Laboratory Measurements and Numerical Simulation of Cyclic Solvent Stimulation with a Thermally Aided Solvent Retrieval Phase in the Presence of Wormholes after Cold Heavy Oil Production with Sand

Abstract

In this study, an experimental setup consisting of a sand pack with different configurations of complexity of wormhole patterns was designed. These different configurations have the same wormhole coverage index (WCI) determined by our earlier field-scale history match studies. After saturation of the model with heavy oil, three different solvents (CO2, heptane, and diluents) were introduced into the wormhole structure inside the sand pack (injection phase) and then left for a period of time (soaking phase). Next, the resulted mixture (solvent and oil) was allowed to be produced (production phase).

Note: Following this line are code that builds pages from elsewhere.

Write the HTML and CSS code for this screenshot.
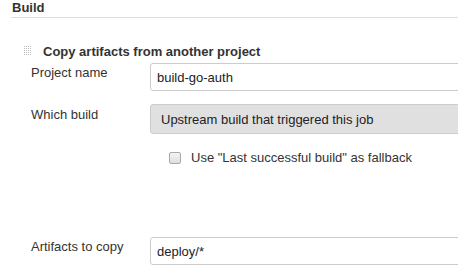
FILE: index.html
```html
<!DOCTYPE html>
<html>
<head>
    <title>Build</title>
    <link rel="stylesheet" href="styles.css">
</head>
<body>
    <div class="section-header">Build</div>

    <div class="builder">
        <div class="builder-title">
            <span class="handle"></span>
            <span>Copy artifacts from another project</span>
        </div>

        <div class="row row-project">
            <div class="label">Project name</div>
            <div class="field"><input class="text-input" type="text" value="build-go-auth"></div>
        </div>

        <div class="row row-which">
            <div class="label">Which build</div>
            <div class="field"><button class="select-btn">Upstream build that triggered this job</button></div>
        </div>

        <div class="row row-check">
            <div class="label"></div>
            <div class="field">
                <label class="check"><span class="box"></span>Use "Last successful build" as fallback</label>
            </div>
        </div>

        <div class="row row-artifacts">
            <div class="label">Artifacts to copy</div>
            <div class="field"><input class="text-input" type="text" value="deploy/*"></div>
        </div>
    </div>
</body>
</html>
```

FILE: styles.css
```css
body {
    margin: 0;
    font-family: "Liberation Sans", Arial, sans-serif;
    font-size: 13px;
    color: #333;
    background: #fff;
    overflow: hidden;
}
.section-header {
    margin-left: 11px;
    padding: 0 0 0 1px;
    height: 17px;
    line-height: 15px;
    font-weight: bold;
    border-bottom: 1px solid #ddd;
}
.builder {
    padding-top: 26px;
}
.builder-title {
    display: flex;
    align-items: center;
    height: 14px;
    padding-left: 23px;
    font-weight: bold;
    font-size: 13px;
}
.handle {
    width: 9px;
    height: 10px;
    margin-right: 11px;
    background-image: conic-gradient(#bbb 25%, transparent 0);
    background-size: 2px 2px;
}
.row {
    display: flex;
}
.label {
    width: 119px;
    padding-left: 31px;
    flex-shrink: 0;
}
.field {
    flex: 1;
}
.row-project {
    margin-top: 5px;
}
.row-project .label {
    padding-top: 2px;
}
.text-input {
    box-sizing: border-box;
    width: 320px;
    height: 28px;
    padding: 0 6px;
    border: 1px solid #ccc;
    border-radius: 3px;
    font-family: "Liberation Sans", Arial, sans-serif;
    font-size: 13px;
    color: #222;
    background: #fff;
}
.row-which {
    margin-top: 13px;
}
.row-which .label {
    padding-top: 3px;
}
.select-btn {
    box-sizing: border-box;
    width: 320px;
    height: 30px;
    padding: 0 10px;
    text-align: left;
    border: 1px solid #ccc;
    border-radius: 3px;
    background: #e0e0e0;
    font-family: "Liberation Sans", Arial, sans-serif;
    font-size: 13px;
    color: #222;
}
.row-check {
    margin-top: 17px;
}
.check {
    display: flex;
    align-items: center;
    padding-left: 19px;
    height: 13px;
}
.box {
    box-sizing: border-box;
    width: 12px;
    height: 12px;
    margin-right: 10px;
    border: 1px solid #aaa;
    border-radius: 2px;
    background: linear-gradient(#f4f4f4, #dedede);
}
.row-artifacts {
    margin-top: 73px;
}
.row-artifacts .label {
    padding-top: 2px;
}
```
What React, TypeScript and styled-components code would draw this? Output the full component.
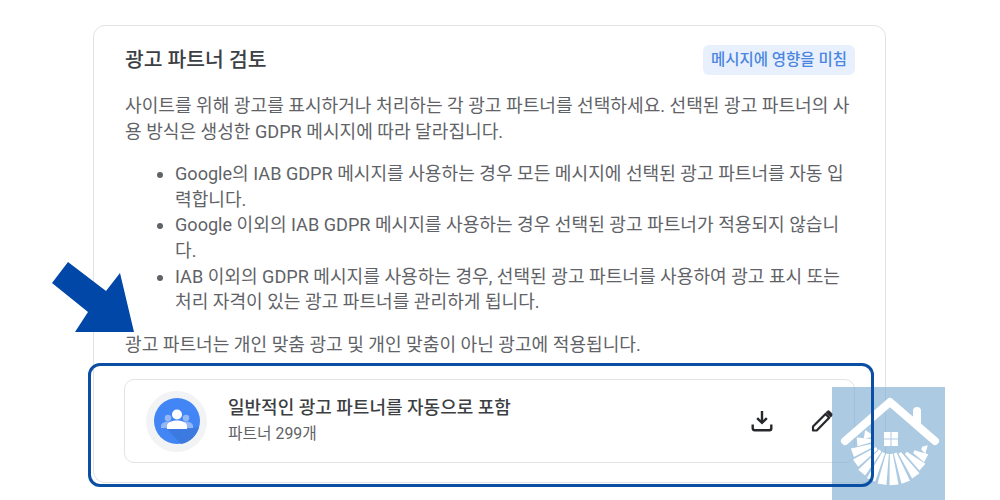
import styled, { createGlobalStyle } from 'styled-components';

const GlobalStyle = createGlobalStyle`
	html, body {
		margin: 0;
		padding: 0;
		background: #fff;
	}
	body {
		width: 1000px;
		height: 500px;
		overflow: hidden;
		font-family: Roboto, "Noto Sans CJK KR", sans-serif;
	}
`;

const Page = styled.main`
	position: relative;
	width: 1000px;
	height: 500px;
	overflow: hidden;
	box-sizing: border-box;
	padding: 25px 0 0 93px;
`;

const Card = styled.section`
	width: 793px;
	height: 458px;
	box-sizing: border-box;
	border: 1px solid #e2e3e5;
	border-radius: 12px;
	padding: 18px 30px 0;
	color: #5f6368;
	font-size: 18.1px;
	line-height: 25.6px;
`;

const Header = styled.header`
	display: flex;
	align-items: center;
	justify-content: space-between;
	height: 32px;
	margin-bottom: 17px;
	padding-left: 1px;
`;

const Title = styled.h2`
	margin: 0;
	padding-top: 2px;
	font-size: 20.4px;
	font-weight: 500;
	color: #3c4043;
`;

const Badge = styled.span`
	background: #e8f0fe;
	color: #4a86e0;
	border-radius: 6px;
	font-size: 15.5px;
	font-weight: 500;
	line-height: 30px;
	padding: 0 8px;
`;

const Text = styled.p`
	margin: 0;
	padding-left: 1px;
	word-break: break-all;
`;

const List = styled.ul`
	margin: 17px 0;
	padding: 0 0 0 51px;
	word-break: break-all;
`;

const Partner = styled.div`
	position: relative;
	height: 84px;
	margin-top: 22px;
	box-sizing: border-box;
	border: 1px solid #e2e3e5;
	border-radius: 10px;
	display: flex;
	align-items: center;
	padding: 0 20px 0 21px;
`;

const Highlight = styled.div`
	position: absolute;
	z-index: 2;
	inset: -17px -20px -25px -37px;
	border: 3px solid #0a4fa3;
	border-radius: 12px;
	pointer-events: none;
`;

const Avatar = styled.div`
	width: 61px;
	height: 61px;
	border-radius: 50%;
	background: #f1f3f4;
	display: flex;
	align-items: center;
	justify-content: center;
	flex-shrink: 0;
`;

const PartnerInfo = styled.div`
	flex: 1;
	margin-left: 21px;
	padding-bottom: 2px;
	display: flex;
	flex-direction: column;
	gap: 3px;
`;

const PartnerName = styled.div`
	font-size: 18px;
	font-weight: 500;
	line-height: 24px;
	color: #3c4043;
`;

const PartnerCount = styled.div`
	font-size: 15.8px;
	line-height: 22px;
	color: #5f6368;
`;

const Actions = styled.div`
	display: flex;
	gap: 36px;
	color: #26282b;
`;

const IconButton = styled.button`
	width: 24px;
	height: 24px;
	padding: 0;
	border: 0;
	background: none;
	color: inherit;
`;

const Arrow = styled.svg`
	position: absolute;
	left: 52px;
	top: 262px;
`;

const Watermark = styled.svg`
	position: absolute;
	left: 832px;
	top: 387px;
`;

const GroupsIcon = () => (
	<svg width="46" height="46" viewBox="0 0 46 46">
		<circle cx="23" cy="23" r="23" fill="#4285f4" />
		<path d="M13 31 L27 46 A23 23 0 0 0 45 29 L33 31 Z" fill="#3d7ae0" />
		<circle cx="14" cy="20" r="3.300" fill="#94b7f7" />
		<circle cx="32" cy="20" r="3.300" fill="#94b7f7" />
		<path d="M7 30 v-2 c0-3 4-4.500 7-4.500 s7 1.500 7 4.500 v2 Z" fill="#94b7f7" />
		<path d="M25 30 v-2 c0-3 4-4.500 7-4.500 s7 1.500 7 4.500 v2 Z" fill="#94b7f7" />
		<circle cx="23" cy="16.500" r="5" fill="#fff" />
		<path d="M13 31 v-3 c0-4 6-5.500 10-5.500 s10 1.500 10 5.500 v3 Z" fill="#fff" />
	</svg>
);

const DownloadIcon = () => (
	<svg width="24" height="24" viewBox="0 0 24 24" fill="currentColor">
		<path d="M10.800 2 h2.400 v9 l2.800-2.800 1.700 1.700 -5.700 5.700 -5.700-5.700 1.700-1.700 2.800 2.800 Z" />
		<path d="M1.500 15.500 h2.400 v3.500 a1 1 0 0 0 1 1 h14.200 a1 1 0 0 0 1-1 v-3.500 h2.400 v4 a2.900 2.900 0 0 1-2.900 2.900 h-15.600 A2.900 2.900 0 0 1 1.500 19.500 Z" />
	</svg>
);

const PencilIcon = () => (
	<svg width="24" height="24" viewBox="0 0 24 24" fill="none" stroke="currentColor">
		<path d="M3 21.500 v-4 L15.500 5 l3.700 3.700 L6.700 21.500 Z" strokeWidth="2.200" strokeLinejoin="round" />
		<path d="M16 3.500 l1.500-1.300 a1.500 1.500 0 0 1 2 0 l2.500 2.500 a1.500 1.500 0 0 1 0 2 L20.500 8 Z" fill="currentColor" strokeWidth="1" />
	</svg>
);

// angle of each ray of the fan, with its inner and outer radius
const rays: [number, number, number][] = [
	[106, 33, 38],
	[118, 27, 41],
	[131, 21, 43],
	[145, 17, 45],
	[160, 15, 46],
	[175, 15, 46],
	[190, 15, 46],
	[205, 15, 45],
	[220, 15, 44],
	[235, 16, 42],
	[250, 17, 40],
	[265, 18, 33],
	[280, 19, 26],
];

const HouseMark = () => (
	<Watermark width="113" height="113" viewBox="0 0 113 113">
		<rect width="113" height="113" fill="#7fadd2" fillOpacity="0.65" />
		<path d="M13 54 L58 15 L103 54" fill="none" stroke="#fff" strokeWidth="8" strokeLinecap="round" strokeLinejoin="round" />
		<path d="M85 24 v12" stroke="#fff" strokeWidth="8" strokeLinecap="round" />
		<path d="M52 45 h6.500 v6.500 h-6.500 Z M59.500 45 h6.500 v6.500 h-6.500 Z M52 52.500 h6.500 v6.500 h-6.500 Z M59.500 52.500 h6.500 v6.500 h-6.500 Z" fill="#fff" />
		{rays.map(([angle, inner, outer]) => (
			<path
				key={angle}
				d={`M-1.500 -${inner} L1.500 -${inner} L4.500 -${outer} L-4.500 -${outer} Z`}
				fill="#fff"
				transform={`translate(58 52) rotate(${angle})`}
			/>
		))}
	</Watermark>
);

function App() {
	return (
		<Page>
			<GlobalStyle />
			<Card>
				<Header>
					<Title>광고 파트너 검토</Title>
					<Badge>메시지에 영향을 미침</Badge>
				</Header>
				<Text>
					사이트를 위해 광고를 표시하거나 처리하는 각 광고 파트너를 선택하세요. 선택된 광고 파트너의 사용 방식은 생성한 GDPR 메시지에 따라 달라집니다.
				</Text>
				<List>
					<li>Google의 IAB GDPR 메시지를 사용하는 경우 모든 메시지에 선택된 광고 파트너를 자동 입력합니다.</li>
					<li>Google 이외의 IAB GDPR 메시지를 사용하는 경우 선택된 광고 파트너가 적용되지 않습니다.</li>
					<li>IAB 이외의 GDPR 메시지를 사용하는 경우, 선택된 광고 파트너를 사용하여 광고 표시 또는 처리 자격이 있는 광고 파트너를 관리하게 됩니다.</li>
				</List>
				<Text>광고 파트너는 개인 맞춤 광고 및 개인 맞춤이 아닌 광고에 적용됩니다.</Text>
				<Partner>
					<Avatar>
						<GroupsIcon />
					</Avatar>
					<PartnerInfo>
						<PartnerName>일반적인 광고 파트너를 자동으로 포함</PartnerName>
						<PartnerCount>파트너 299개</PartnerCount>
					</PartnerInfo>
					<Actions>
						<IconButton aria-label="다운로드">
							<DownloadIcon />
						</IconButton>
						<IconButton aria-label="수정">
							<PencilIcon />
						</IconButton>
					</Actions>
					<Highlight />
				</Partner>
			</Card>
			<Arrow width="95" height="72" viewBox="0 0 95 72">
				<path d="M0 21 L16 0 L54 29 L68 11 L82 70 L23 70 L36 50 Z" fill="#0047a8" />
			</Arrow>
			<HouseMark />
		</Page>
	);
}

export default App;
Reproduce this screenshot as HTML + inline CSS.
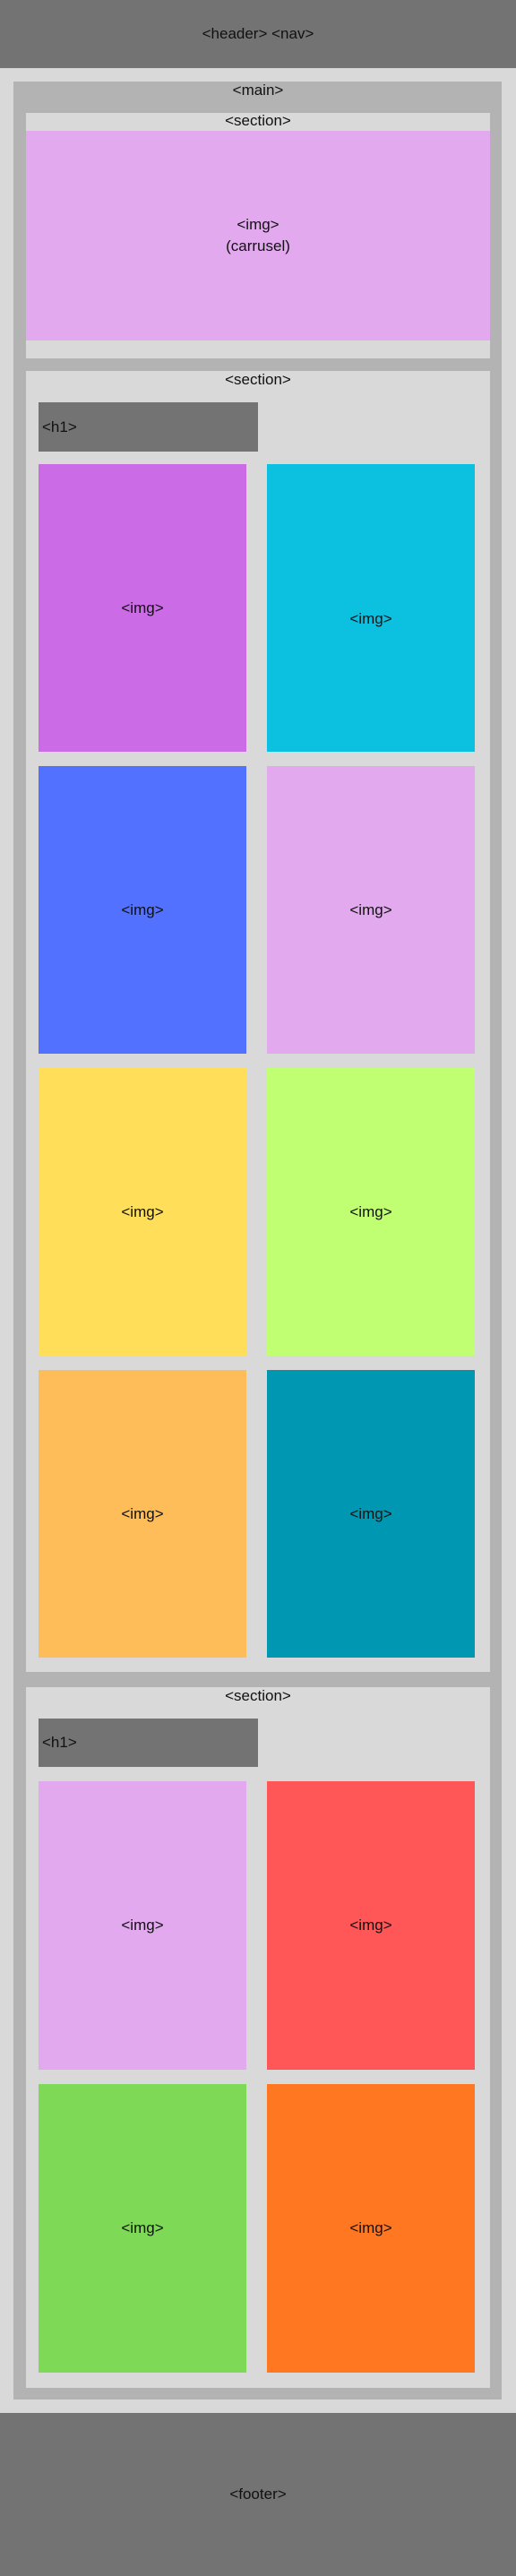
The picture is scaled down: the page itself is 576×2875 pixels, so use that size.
<!DOCTYPE html>
<html><head><meta charset="utf-8"><style>
*{margin:0;padding:0;box-sizing:border-box}
body{width:576px;height:2875px;background:#d9d9d9;position:relative;font-family:"Liberation Sans",sans-serif;font-size:17px;color:#111;overflow:hidden}
div{position:absolute}
.c{display:flex;align-items:center;justify-content:center;text-align:center}
.lab{left:0;right:0;text-align:center;line-height:20px}
</style></head><body>
<div class="c" style="left:0;top:0;width:576px;height:76px;background:#737373">&lt;header&gt; &lt;nav&gt;</div>
<div style="left:15px;top:91px;width:545px;height:2587px;background:#b3b3b3"></div>
<div class="lab" style="top:91px">&lt;main&gt;</div>

<div style="left:29px;top:126px;width:518px;height:274px;background:#d9d9d9"></div>
<div class="lab" style="top:125px">&lt;section&gt;</div>
<div class="c" style="left:29px;top:146px;width:518px;height:234px;background:#e2a9ef;line-height:24px">&lt;img&gt;<br>(carrusel)</div>

<div style="left:29px;top:414px;width:518px;height:1452px;background:#d9d9d9"></div>
<div class="lab" style="top:414px">&lt;section&gt;</div>
<div style="left:43px;top:449px;width:245px;height:55px;background:#737373;line-height:55px;padding-left:4px">&lt;h1&gt;</div>
<div class="c" style="left:43px;top:518px;width:232px;height:321px;background:#cb6ce6">&lt;img&gt;</div>
<div class="c" style="left:298px;top:518px;width:232px;height:321px;background:#0cc0df;padding-top:24px">&lt;img&gt;</div>
<div class="c" style="left:43px;top:855px;width:232px;height:321px;background:#5271ff">&lt;img&gt;</div>
<div class="c" style="left:298px;top:855px;width:232px;height:321px;background:#e2a9ef">&lt;img&gt;</div>
<div class="c" style="left:43px;top:1192px;width:232px;height:321px;background:#ffde59">&lt;img&gt;</div>
<div class="c" style="left:298px;top:1192px;width:232px;height:321px;background:#c1ff72">&lt;img&gt;</div>
<div class="c" style="left:43px;top:1529px;width:232px;height:321px;background:#ffbd59">&lt;img&gt;</div>
<div class="c" style="left:298px;top:1529px;width:232px;height:321px;background:#0097b2">&lt;img&gt;</div>

<div style="left:29px;top:1883px;width:518px;height:782px;background:#d9d9d9"></div>
<div class="lab" style="top:1883px">&lt;section&gt;</div>
<div style="left:43px;top:1918px;width:245px;height:54px;background:#737373;line-height:54px;padding-left:4px">&lt;h1&gt;</div>
<div class="c" style="left:43px;top:1988px;width:232px;height:322px;background:#e2a9ef">&lt;img&gt;</div>
<div class="c" style="left:298px;top:1988px;width:232px;height:322px;background:#ff5757">&lt;img&gt;</div>
<div class="c" style="left:43px;top:2326px;width:232px;height:322px;background:#7ed957">&lt;img&gt;</div>
<div class="c" style="left:298px;top:2326px;width:232px;height:322px;background:#ff7720">&lt;img&gt;</div>

<div class="c" style="left:0;top:2693px;width:576px;height:182px;background:#737373">&lt;footer&gt;</div>
</body></html>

The experiment was aimed to mimic cyclic solvent stimulation at reservoir conditions, and several cycles were run for each experiment. At each cycle, the amount of collected oil and solvent was determined, and the resulting mixture was analyzed through gas chromatography and refractometry. It was observed that some of the injected solvent was trapped inside the sand pack. Therefore, in the final step, a solvent retrieval attempt was made by injecting different low-temperature hot water based on the solvent type. The aim was to observe how much additional solvent could be retrieved from the sand pack at reservoir conditions. Next, the sand-pack experiments were numerically simulated, and effective diffusion coefficients were obtained through history matching. To generate accurate predictions in field-scale simulation, an upscaling procedure from laboratory results of the cyclic solvent injection process was suggested. In this study, we observed that the use of light solvents (CO2) could maintain the sand-pack pressure for a longer period (attributed to foamy oil phenomenon) compared to liquid solvent during the production phase. However, the oil recovery from sole application of light solvent was not as considerable as with the heavier solvents of heptane and diluents. These observations suggest that an improved heavy oil recovery could be achieved using a hybrid application of solvents and hot water in cold heavy oil production with sand (CHOPS) reservoirs. A post-flush hot water was found to play a positive role in solvent retrieval; however, the scale dependency of solvent retrieval behavior needs to be investigated. The findings of this paper can be used in a later study to optimize the field-scale solvent injection schemes considering the economics of the process tested.